The Douglas High School FFA sent 42 members to work at the event, transporting groups of elementary students through about a dozen exhibits inside the building and to see live animal exhibits outside. Nearly 200 kindergarten through sixth grade students participated in the event.
“Unfortunately in our country, national resource and ag literacy is a problem. People don’t understand where their food comes from and they don’t understand where the lumber to build their homes comes from,” said Rob Holbeck, the Douglas High School FFA adviser.
Some FFA members answered questions for the students, while others manned the forestry booth and tended the animals that were on display outside the building.
“We’re just trying to educate the kids as much as we can about agriculture and how it helps the community,” said Taylor Davis, an FFA member and senior at Douglas High School.
“They’re pretty interested, especially in the wood,” added Natalya Lane, from the FFA.
Teachers felt it was valuable to get some hands-on lessons for the kids.
“We were given some lessons to do in the classroom before we came over trying to figure out which products came from which animal,” said second grade teacher Kristal Plikat. “For them to come over and see it hands on, it’s fabulous.
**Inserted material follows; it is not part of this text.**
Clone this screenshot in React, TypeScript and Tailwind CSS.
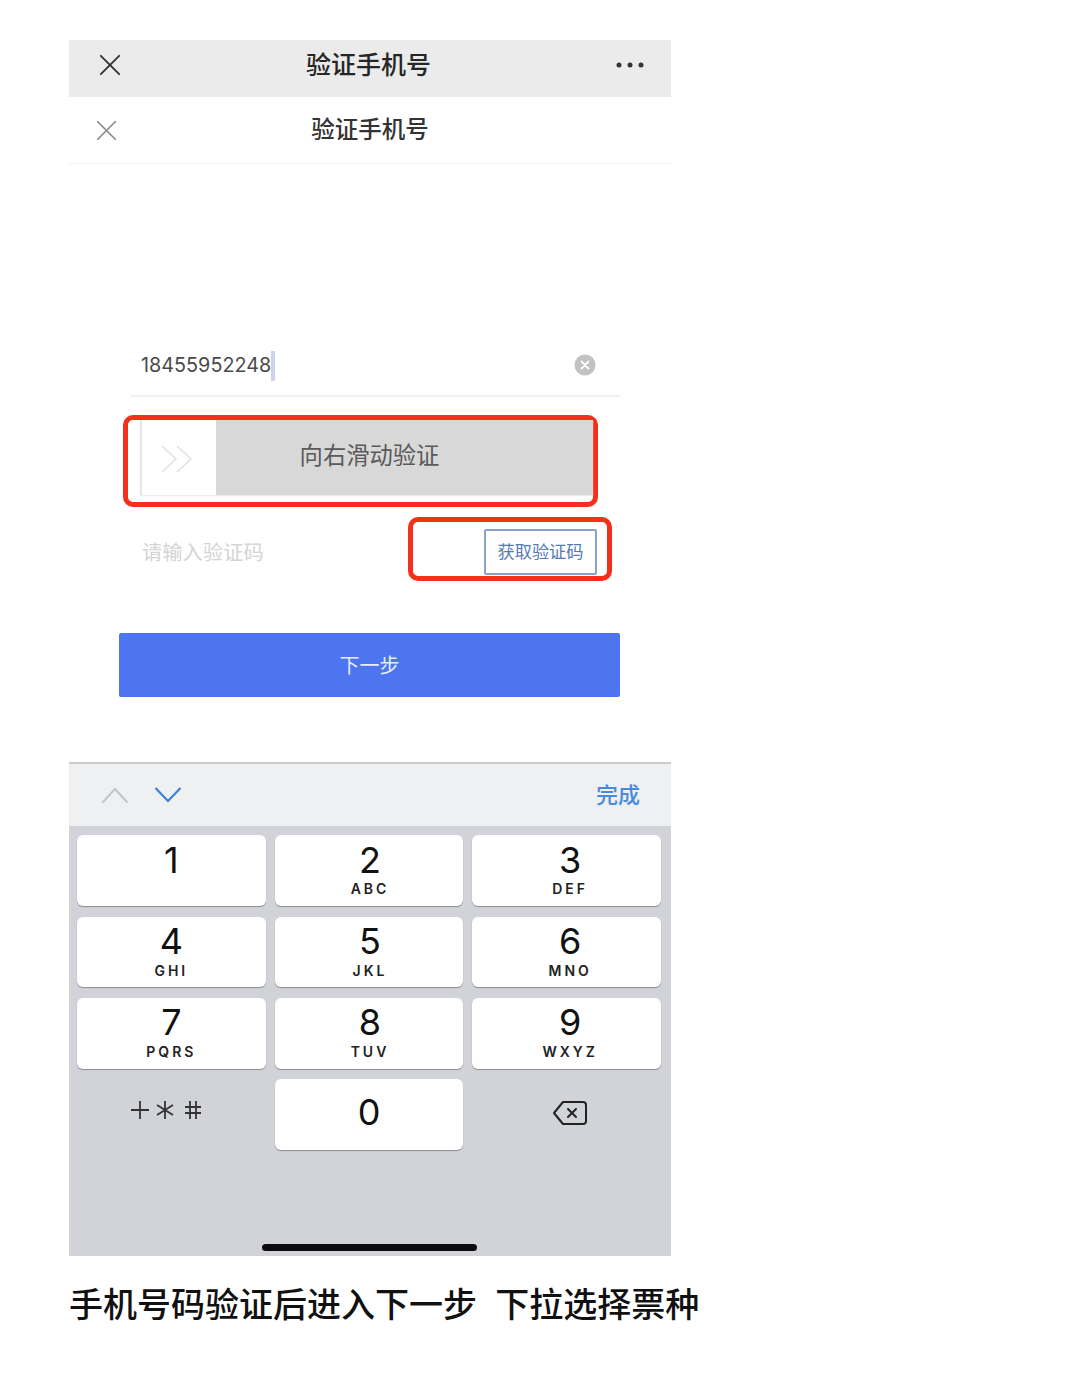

I love it.”
They could get up close to the baby lambs, small horses, goats and a large cow, and even some farm machinery.
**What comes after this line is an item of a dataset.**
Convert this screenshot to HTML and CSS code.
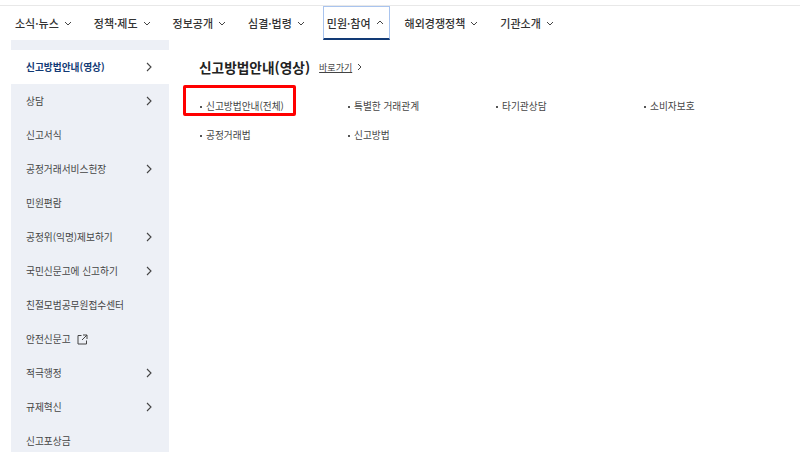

Maidens said the grange promotes agriculture, so the event was a good way to get their message out to a young audience about agriculture and community.
The kids got to see wool from the sheep converted into material and see a honeybee hive where bees make their honey.
Many of the kids had never seen farm animals up close, so there were some interesting questions posed to the FFA members from the some of the elementary school kids. It was an eye-opener for a lot of them.
“This little boy asked if one of the lambs out there was actually a puppy,” said Davina Jordy, a freshman in the FFA. “I told him, no, this is a lamb.”
Umpqua Weavers and Spinners member Amber Brown said she likes to show the kids how material is made to make clothes.
“They look at you kind of funny when they realize their clothing starts out over there with raw sheep wool,” Brown said. “That’s definitely an eye-opener.”
Teachers at the event felt it was a big success and it kept the students’ attention.
“They love finding out where the wood comes from and what they do with it,” said fourth grade teacher Paulette Goodman. “But they really loved the animals.”